Rows from a dataset
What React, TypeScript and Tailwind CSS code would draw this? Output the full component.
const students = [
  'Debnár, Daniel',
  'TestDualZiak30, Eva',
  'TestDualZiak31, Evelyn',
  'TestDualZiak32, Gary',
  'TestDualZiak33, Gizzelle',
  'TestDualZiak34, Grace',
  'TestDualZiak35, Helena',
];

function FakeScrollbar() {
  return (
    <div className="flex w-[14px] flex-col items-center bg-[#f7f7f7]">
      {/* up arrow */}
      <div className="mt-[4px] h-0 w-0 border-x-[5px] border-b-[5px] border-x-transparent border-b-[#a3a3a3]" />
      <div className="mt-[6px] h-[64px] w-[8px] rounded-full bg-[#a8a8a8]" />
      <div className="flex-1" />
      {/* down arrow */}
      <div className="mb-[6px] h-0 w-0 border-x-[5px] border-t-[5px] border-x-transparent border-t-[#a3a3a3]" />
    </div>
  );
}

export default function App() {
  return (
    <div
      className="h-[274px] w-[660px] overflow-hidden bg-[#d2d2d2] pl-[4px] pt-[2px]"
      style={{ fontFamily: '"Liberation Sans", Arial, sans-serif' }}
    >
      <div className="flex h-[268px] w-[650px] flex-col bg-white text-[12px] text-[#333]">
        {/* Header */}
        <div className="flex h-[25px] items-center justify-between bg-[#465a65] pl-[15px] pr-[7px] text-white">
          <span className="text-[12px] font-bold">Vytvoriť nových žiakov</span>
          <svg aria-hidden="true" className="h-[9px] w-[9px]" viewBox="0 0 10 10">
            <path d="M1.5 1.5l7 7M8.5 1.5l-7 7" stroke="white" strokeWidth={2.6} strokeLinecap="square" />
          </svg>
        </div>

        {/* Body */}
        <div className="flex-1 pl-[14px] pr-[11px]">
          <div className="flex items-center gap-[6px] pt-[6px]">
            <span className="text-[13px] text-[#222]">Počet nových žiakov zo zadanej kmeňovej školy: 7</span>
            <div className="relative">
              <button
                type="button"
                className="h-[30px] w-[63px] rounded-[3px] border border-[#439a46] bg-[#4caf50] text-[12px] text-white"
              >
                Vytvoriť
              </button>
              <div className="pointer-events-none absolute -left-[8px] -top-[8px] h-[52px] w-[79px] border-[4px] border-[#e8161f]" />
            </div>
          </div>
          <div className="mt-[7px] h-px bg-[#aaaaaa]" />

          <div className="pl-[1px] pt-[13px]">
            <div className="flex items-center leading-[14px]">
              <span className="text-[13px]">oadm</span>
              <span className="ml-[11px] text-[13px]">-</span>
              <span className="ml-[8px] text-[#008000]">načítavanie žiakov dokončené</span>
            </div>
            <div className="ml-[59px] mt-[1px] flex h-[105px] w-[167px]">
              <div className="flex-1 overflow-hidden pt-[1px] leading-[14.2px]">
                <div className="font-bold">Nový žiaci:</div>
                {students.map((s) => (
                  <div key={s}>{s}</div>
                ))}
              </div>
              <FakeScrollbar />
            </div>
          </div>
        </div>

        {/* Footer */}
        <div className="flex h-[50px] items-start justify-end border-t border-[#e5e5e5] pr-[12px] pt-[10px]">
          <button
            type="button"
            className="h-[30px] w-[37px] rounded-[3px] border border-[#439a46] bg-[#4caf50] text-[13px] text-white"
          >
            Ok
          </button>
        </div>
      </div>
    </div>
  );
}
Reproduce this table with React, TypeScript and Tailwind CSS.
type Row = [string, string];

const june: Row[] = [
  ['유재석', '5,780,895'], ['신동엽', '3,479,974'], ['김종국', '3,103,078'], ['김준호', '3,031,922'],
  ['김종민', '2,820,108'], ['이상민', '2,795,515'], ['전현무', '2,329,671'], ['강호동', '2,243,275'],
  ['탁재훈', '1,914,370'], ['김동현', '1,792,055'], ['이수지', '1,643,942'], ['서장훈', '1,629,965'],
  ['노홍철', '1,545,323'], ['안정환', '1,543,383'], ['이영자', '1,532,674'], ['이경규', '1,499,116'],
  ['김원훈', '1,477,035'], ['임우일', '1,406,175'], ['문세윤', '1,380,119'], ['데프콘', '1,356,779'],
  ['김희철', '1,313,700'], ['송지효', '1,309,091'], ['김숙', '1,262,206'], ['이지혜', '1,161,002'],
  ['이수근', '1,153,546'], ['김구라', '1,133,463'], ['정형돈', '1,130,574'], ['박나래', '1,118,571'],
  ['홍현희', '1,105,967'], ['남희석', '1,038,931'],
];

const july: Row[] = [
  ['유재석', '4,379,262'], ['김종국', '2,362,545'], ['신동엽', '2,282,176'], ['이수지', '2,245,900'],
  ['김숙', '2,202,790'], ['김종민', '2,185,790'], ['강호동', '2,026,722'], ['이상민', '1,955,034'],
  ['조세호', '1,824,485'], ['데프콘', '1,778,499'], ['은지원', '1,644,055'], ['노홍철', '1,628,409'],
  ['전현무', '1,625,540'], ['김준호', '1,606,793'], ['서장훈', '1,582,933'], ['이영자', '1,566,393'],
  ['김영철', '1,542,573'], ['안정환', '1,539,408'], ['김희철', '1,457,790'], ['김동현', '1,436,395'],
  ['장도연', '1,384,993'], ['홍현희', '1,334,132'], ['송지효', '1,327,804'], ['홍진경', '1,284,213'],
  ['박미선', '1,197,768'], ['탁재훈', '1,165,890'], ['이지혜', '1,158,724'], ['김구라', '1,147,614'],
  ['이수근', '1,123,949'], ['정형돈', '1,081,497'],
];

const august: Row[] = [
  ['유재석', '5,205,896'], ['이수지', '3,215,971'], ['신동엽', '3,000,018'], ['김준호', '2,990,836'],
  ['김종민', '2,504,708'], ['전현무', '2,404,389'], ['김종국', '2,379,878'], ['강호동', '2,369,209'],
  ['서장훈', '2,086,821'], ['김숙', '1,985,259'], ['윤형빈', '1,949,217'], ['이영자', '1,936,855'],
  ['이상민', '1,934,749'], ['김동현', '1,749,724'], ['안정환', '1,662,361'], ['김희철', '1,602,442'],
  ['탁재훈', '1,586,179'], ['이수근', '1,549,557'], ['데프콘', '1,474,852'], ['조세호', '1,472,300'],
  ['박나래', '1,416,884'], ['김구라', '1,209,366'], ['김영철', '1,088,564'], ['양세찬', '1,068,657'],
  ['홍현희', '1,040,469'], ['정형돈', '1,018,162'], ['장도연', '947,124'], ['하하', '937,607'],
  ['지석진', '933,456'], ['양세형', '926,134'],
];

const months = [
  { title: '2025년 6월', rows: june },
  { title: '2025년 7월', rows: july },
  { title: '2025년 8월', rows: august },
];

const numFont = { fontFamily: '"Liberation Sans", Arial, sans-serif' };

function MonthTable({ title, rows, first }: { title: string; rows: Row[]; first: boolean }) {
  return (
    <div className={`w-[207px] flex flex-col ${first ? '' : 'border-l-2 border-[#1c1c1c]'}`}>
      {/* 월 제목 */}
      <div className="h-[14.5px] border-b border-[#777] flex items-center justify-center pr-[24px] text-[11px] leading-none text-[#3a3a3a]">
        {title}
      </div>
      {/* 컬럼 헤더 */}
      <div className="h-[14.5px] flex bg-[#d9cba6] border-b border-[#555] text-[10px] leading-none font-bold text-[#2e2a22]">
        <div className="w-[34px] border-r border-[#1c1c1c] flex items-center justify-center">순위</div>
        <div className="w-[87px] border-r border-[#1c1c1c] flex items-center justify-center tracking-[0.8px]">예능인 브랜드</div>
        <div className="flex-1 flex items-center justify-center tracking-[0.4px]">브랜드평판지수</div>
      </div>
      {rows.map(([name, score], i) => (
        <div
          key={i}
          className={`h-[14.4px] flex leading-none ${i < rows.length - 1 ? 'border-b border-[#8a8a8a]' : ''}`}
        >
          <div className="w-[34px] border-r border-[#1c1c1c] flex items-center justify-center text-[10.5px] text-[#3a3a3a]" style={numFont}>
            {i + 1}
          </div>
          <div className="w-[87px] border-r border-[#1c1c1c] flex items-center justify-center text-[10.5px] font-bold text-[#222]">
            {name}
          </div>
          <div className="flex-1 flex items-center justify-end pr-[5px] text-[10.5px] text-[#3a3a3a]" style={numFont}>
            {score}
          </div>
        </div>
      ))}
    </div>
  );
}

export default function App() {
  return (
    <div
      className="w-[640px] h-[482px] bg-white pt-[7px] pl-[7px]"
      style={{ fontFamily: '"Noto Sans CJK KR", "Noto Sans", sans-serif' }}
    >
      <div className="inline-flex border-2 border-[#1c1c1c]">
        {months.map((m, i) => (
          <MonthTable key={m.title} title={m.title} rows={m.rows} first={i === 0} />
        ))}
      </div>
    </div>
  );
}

• [WRITTEN REQUEST]:
Proceeding from the line containing "Reproduce this table" through the line containing "type Row = [string, string];", transcribe the lines above exactly, both end lines included.

• [ANSWER TO THE EXERCISE]:
Reproduce this table with React, TypeScript and Tailwind CSS.
type Row = [string, string];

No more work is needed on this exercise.